--- START Data ---

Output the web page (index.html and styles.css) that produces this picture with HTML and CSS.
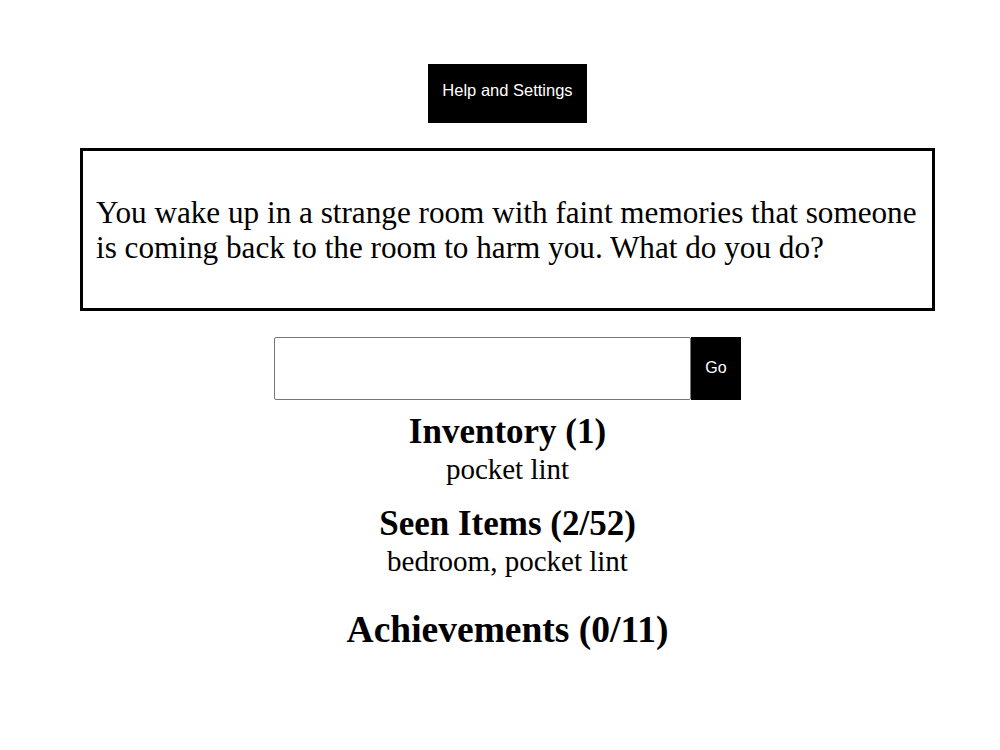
FILE: index.html
```html
<!DOCTYPE html>
<html>
<head>
<meta charset="utf-8">
<link rel="stylesheet" href="styles.css">
</head>
<body>
<div class="page">
  <div class="top">
    <button class="help-btn">Help and Settings</button>
  </div>
  <div class="story">
    <p>You wake up in a strange room with faint memories that someone is coming back to the room to harm you. What do you do?</p>
  </div>
  <div class="command">
    <input class="cmd-input" type="text">
    <button class="go-btn">Go</button>
  </div>
  <section class="panel">
    <h2 class="panel-title">Inventory (1)</h2>
    <div class="panel-list">pocket lint</div>
  </section>
  <section class="panel">
    <h2 class="panel-title">Seen Items (2/52)</h2>
    <div class="panel-list">bedroom, pocket lint</div>
  </section>
  <section class="panel">
    <h1 class="panel-title big">Achievements (0/11)</h1>
  </section>
</div>
</body>
</html>
```
FILE: styles.css
```css
html, body {
  margin: 0;
  padding: 0;
  background: #fff;
}
body {
  font-family: "Liberation Serif", "Times New Roman", serif;
  color: #000;
}
.page {
  padding: 64px 0 0 15px;
  display: flex;
  flex-direction: column;
  align-items: center;
}
.top {
  display: flex;
  justify-content: center;
}
.help-btn {
  box-sizing: border-box;
  background: #000;
  color: #fff;
  border: none;
  font-family: "Liberation Sans", Arial, sans-serif;
  font-size: 16.5px;
  width: 159px;
  height: 59px;
  padding: 0 0 6px 0;
}
.story {
  box-sizing: border-box;
  align-self: stretch;
  margin: 25px 65px 0 65px;
  border: 3px solid #000;
  height: 163px;
  padding: 0 13px;
  display: flex;
  align-items: center;
}
.story p {
  margin: 0;
  font-size: 31.2px;
  line-height: 35px;
}
.command {
  margin-top: 26px;
  display: flex;
}
.cmd-input {
  box-sizing: border-box;
  width: 417px;
  height: 63px;
  border: 1px solid #767676;
  border-radius: 2px;
  margin: 0;
  padding: 0 4px;
  font-size: 20px;
}
.go-btn {
  box-sizing: border-box;
  width: 50px;
  height: 63px;
  background: #000;
  color: #fff;
  border: none;
  padding: 0 0 2px 0;
  font-family: "Liberation Sans", Arial, sans-serif;
  font-size: 16px;
}
.panel {
  text-align: center;
}
.panel-title {
  margin: 0;
  font-size: 35px;
  line-height: 36px;
}
.panel-list {
  font-size: 29px;
  line-height: 38px;
}
.panel:nth-of-type(1) { margin-top: 14px; }
.panel:nth-of-type(2) { margin-top: 18px; }
.panel:nth-of-type(3) { margin-top: 29px; }
.panel-title.big {
  font-size: 37.5px;
  line-height: 42px;
}
```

--- END Data ---

Your instructions = Repeat the data above exactly, but not the pictures.

Task solution =
Output the web page (index.html and styles.css) that produces this picture with HTML and CSS.
FILE: index.html
```html
<!DOCTYPE html>
<html>
<head>
<meta charset="utf-8">
<link rel="stylesheet" href="styles.css">
</head>
<body>
<div class="page">
  <div class="top">
    <button class="help-btn">Help and Settings</button>
  </div>
  <div class="story">
    <p>You wake up in a strange room with faint memories that someone is coming back to the room to harm you. What do you do?</p>
  </div>
  <div class="command">
    <input class="cmd-input" type="text">
    <button class="go-btn">Go</button>
  </div>
  <section class="panel">
    <h2 class="panel-title">Inventory (1)</h2>
    <div class="panel-list">pocket lint</div>
  </section>
  <section class="panel">
    <h2 class="panel-title">Seen Items (2/52)</h2>
    <div class="panel-list">bedroom, pocket lint</div>
  </section>
  <section class="panel">
    <h1 class="panel-title big">Achievements (0/11)</h1>
  </section>
</div>
</body>
</html>
```
FILE: styles.css
```css
html, body {
  margin: 0;
  padding: 0;
  background: #fff;
}
body {
  font-family: "Liberation Serif", "Times New Roman", serif;
  color: #000;
}
.page {
  padding: 64px 0 0 15px;
  display: flex;
  flex-direction: column;
  align-items: center;
}
.top {
  display: flex;
  justify-content: center;
}
.help-btn {
  box-sizing: border-box;
  background: #000;
  color: #fff;
  border: none;
  font-family: "Liberation Sans", Arial, sans-serif;
  font-size: 16.5px;
  width: 159px;
  height: 59px;
  padding: 0 0 6px 0;
}
.story {
  box-sizing: border-box;
  align-self: stretch;
  margin: 25px 65px 0 65px;
  border: 3px solid #000;
  height: 163px;
  padding: 0 13px;
  display: flex;
  align-items: center;
}
.story p {
  margin: 0;
  font-size: 31.2px;
  line-height: 35px;
}
.command {
  margin-top: 26px;
  display: flex;
}
.cmd-input {
  box-sizing: border-box;
  width: 417px;
  height: 63px;
  border: 1px solid #767676;
  border-radius: 2px;
  margin: 0;
  padding: 0 4px;
  font-size: 20px;
}
.go-btn {
  box-sizing: border-box;
  width: 50px;
  height: 63px;
  background: #000;
  color: #fff;
  border: none;
  padding: 0 0 2px 0;
  font-family: "Liberation Sans", Arial, sans-serif;
  font-size: 16px;
}
.panel {
  text-align: center;
}
.panel-title {
  margin: 0;
  font-size: 35px;
  line-height: 36px;
}
.panel-list {
  font-size: 29px;
  line-height: 38px;
}
.panel:nth-of-type(1) { margin-top: 14px; }
.panel:nth-of-type(2) { margin-top: 18px; }
.panel:nth-of-type(3) { margin-top: 29px; }
.panel-title.big {
  font-size: 37.5px;
  line-height: 42px;
}
```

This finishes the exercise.